Наш путник опасности не ощущает; остов льва для него — всего лишь очередное поле для эксперимента. Удивительно, но воскрешенное существо, пробудившись к жизни, обретает немалый аппетит и тут же поглощает горе-воскресителя, оставив чудодейственную траву без дальнейшего применения. Воскрешение знаменитых мертвецов Страны Израиля откладывается на неопределенный период, а рассказ завершается достаточно тривиальной максимой, исполненной здравого смысла. Но рассказывается он явно не для того, чтобы подтвердить народную поговорку. Цель рассказа — прочертить грань между должным и иным, между правильным и неправильным, подходящим и неподходящим. Предполагается, что вавилонянину свойственны и досадное преувеличение важности захоронения в Стране Израиля, и суетное желание победить смерть, желательно как можно скорее.

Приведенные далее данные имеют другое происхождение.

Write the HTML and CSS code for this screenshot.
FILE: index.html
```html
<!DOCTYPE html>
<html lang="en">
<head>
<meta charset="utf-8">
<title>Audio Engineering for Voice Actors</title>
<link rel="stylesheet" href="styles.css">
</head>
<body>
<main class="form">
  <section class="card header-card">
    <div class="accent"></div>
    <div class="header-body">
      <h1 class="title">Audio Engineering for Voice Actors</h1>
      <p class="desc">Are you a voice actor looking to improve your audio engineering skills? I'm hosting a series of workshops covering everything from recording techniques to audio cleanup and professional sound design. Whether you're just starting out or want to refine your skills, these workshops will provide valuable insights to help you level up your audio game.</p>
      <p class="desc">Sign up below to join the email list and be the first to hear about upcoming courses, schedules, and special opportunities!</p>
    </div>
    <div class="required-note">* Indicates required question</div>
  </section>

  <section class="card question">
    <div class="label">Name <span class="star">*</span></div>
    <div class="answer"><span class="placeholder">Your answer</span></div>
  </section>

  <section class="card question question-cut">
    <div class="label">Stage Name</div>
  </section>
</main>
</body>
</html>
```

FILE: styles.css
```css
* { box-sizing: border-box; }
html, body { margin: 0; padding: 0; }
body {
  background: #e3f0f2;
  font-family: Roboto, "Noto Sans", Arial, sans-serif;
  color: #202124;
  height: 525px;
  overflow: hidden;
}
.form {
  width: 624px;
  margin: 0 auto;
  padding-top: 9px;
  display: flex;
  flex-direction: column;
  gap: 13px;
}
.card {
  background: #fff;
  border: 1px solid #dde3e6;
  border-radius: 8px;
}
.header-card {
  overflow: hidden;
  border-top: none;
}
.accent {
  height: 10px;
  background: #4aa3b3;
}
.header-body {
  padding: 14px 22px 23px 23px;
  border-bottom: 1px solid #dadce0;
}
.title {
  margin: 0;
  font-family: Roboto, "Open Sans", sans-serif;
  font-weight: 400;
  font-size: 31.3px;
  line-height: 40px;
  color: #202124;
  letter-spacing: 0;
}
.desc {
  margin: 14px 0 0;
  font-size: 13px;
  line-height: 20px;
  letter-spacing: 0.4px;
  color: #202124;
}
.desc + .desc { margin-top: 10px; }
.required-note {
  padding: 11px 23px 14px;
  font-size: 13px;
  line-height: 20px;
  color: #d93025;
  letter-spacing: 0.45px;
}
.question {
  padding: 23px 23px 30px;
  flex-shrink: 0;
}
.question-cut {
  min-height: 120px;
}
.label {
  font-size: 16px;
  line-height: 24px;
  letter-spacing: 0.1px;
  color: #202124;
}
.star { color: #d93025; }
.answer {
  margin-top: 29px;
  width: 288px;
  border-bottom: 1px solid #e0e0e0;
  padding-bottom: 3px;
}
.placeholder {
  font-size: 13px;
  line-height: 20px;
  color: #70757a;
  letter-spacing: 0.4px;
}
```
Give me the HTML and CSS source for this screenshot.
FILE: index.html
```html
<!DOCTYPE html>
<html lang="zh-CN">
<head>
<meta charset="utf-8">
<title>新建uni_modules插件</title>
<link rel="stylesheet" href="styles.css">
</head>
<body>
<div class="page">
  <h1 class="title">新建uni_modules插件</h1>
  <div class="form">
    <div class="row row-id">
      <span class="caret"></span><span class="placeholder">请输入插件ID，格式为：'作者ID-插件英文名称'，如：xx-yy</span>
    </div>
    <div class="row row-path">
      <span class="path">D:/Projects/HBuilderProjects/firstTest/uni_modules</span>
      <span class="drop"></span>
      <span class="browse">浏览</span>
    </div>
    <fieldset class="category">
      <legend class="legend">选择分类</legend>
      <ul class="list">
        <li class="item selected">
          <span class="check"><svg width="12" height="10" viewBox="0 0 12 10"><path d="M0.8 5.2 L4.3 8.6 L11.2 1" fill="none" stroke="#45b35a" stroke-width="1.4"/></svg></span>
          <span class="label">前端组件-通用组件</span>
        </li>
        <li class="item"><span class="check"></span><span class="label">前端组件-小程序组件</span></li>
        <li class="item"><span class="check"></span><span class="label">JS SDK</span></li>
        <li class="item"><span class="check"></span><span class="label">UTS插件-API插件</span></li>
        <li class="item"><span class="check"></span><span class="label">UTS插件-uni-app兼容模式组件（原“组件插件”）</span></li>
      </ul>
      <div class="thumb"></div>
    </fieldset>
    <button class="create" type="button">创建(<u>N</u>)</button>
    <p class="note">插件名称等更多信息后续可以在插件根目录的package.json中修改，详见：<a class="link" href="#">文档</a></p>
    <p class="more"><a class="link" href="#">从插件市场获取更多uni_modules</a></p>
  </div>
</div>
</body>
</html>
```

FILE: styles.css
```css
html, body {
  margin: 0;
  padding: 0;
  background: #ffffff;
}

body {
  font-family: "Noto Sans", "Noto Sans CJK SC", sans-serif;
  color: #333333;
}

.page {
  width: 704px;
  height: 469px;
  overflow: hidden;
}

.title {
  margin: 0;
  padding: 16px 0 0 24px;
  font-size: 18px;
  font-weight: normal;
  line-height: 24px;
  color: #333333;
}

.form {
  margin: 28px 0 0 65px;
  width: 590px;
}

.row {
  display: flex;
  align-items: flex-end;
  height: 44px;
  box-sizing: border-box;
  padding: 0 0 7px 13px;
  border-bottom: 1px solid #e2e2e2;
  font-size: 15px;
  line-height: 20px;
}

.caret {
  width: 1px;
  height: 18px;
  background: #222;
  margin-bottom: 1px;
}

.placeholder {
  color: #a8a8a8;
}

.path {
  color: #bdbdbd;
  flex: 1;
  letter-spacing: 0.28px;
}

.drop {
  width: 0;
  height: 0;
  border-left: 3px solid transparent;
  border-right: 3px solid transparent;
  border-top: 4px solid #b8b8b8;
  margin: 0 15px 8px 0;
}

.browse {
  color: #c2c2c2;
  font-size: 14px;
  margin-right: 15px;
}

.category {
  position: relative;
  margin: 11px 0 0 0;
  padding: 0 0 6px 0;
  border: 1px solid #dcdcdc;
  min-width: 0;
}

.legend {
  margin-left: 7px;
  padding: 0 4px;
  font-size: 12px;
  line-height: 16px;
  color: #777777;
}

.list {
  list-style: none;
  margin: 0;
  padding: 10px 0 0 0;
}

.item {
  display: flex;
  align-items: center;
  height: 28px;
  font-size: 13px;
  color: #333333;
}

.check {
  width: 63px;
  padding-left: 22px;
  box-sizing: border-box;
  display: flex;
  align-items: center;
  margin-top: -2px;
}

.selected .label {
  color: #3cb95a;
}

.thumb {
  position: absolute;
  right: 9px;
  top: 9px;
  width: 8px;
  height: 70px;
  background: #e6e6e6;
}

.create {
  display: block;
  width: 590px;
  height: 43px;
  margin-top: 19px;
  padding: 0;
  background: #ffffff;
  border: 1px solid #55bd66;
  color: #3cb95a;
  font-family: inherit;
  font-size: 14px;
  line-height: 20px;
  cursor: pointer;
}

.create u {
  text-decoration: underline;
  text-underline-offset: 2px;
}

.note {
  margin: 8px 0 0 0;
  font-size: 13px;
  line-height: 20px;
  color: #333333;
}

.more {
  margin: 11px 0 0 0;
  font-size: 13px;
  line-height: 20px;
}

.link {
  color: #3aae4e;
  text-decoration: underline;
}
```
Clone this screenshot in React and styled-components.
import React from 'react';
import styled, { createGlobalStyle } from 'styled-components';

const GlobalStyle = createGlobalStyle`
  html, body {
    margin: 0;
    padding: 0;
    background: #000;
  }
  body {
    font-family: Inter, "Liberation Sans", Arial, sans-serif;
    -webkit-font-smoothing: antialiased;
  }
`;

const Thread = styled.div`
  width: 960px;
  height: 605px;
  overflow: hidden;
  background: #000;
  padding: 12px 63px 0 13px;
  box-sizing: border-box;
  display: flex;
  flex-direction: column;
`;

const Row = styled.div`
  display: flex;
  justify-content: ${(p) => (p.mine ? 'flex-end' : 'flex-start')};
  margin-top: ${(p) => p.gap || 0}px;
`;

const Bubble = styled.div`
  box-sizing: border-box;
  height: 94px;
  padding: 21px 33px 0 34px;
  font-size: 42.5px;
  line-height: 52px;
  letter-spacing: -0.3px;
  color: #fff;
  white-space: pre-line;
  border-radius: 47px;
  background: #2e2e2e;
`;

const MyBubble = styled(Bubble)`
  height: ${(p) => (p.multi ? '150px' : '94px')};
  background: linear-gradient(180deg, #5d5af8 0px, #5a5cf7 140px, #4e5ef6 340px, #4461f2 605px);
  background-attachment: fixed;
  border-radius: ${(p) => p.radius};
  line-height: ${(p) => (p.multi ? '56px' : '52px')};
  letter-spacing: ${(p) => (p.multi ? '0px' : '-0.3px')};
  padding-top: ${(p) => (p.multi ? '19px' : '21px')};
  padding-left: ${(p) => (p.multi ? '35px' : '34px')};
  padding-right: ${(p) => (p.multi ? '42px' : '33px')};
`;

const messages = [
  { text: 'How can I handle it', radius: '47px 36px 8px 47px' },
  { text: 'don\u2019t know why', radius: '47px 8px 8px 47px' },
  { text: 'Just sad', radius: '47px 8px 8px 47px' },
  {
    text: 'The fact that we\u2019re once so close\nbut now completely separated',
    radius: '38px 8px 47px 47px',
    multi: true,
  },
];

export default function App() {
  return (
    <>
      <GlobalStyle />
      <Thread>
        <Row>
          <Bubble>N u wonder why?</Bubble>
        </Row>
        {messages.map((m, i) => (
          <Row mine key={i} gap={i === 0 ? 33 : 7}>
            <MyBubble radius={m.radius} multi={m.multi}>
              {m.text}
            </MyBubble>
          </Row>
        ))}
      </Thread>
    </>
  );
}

Поэтому герой, который в кои-то веки приезжает в Страну Израиля, чтобы там жить, а не быть в ней похороненным, не без злорадства обрекается рассказчиком на потешную смерть в чреве льва. Таким образом он прочерчивает границу между своим и чужим, между тем, кто остается извне и тем, кто оказывается внутри. Смех рассказчика, как это часто бывает, содержит определенный элемент жестокости — впрочем, направлен он здесь не сколько против незадачливого вавилонянина, сколько против наивных верований его сородичей, которые община талмудических мудрецов хотела бы точно так же оставить снаружи.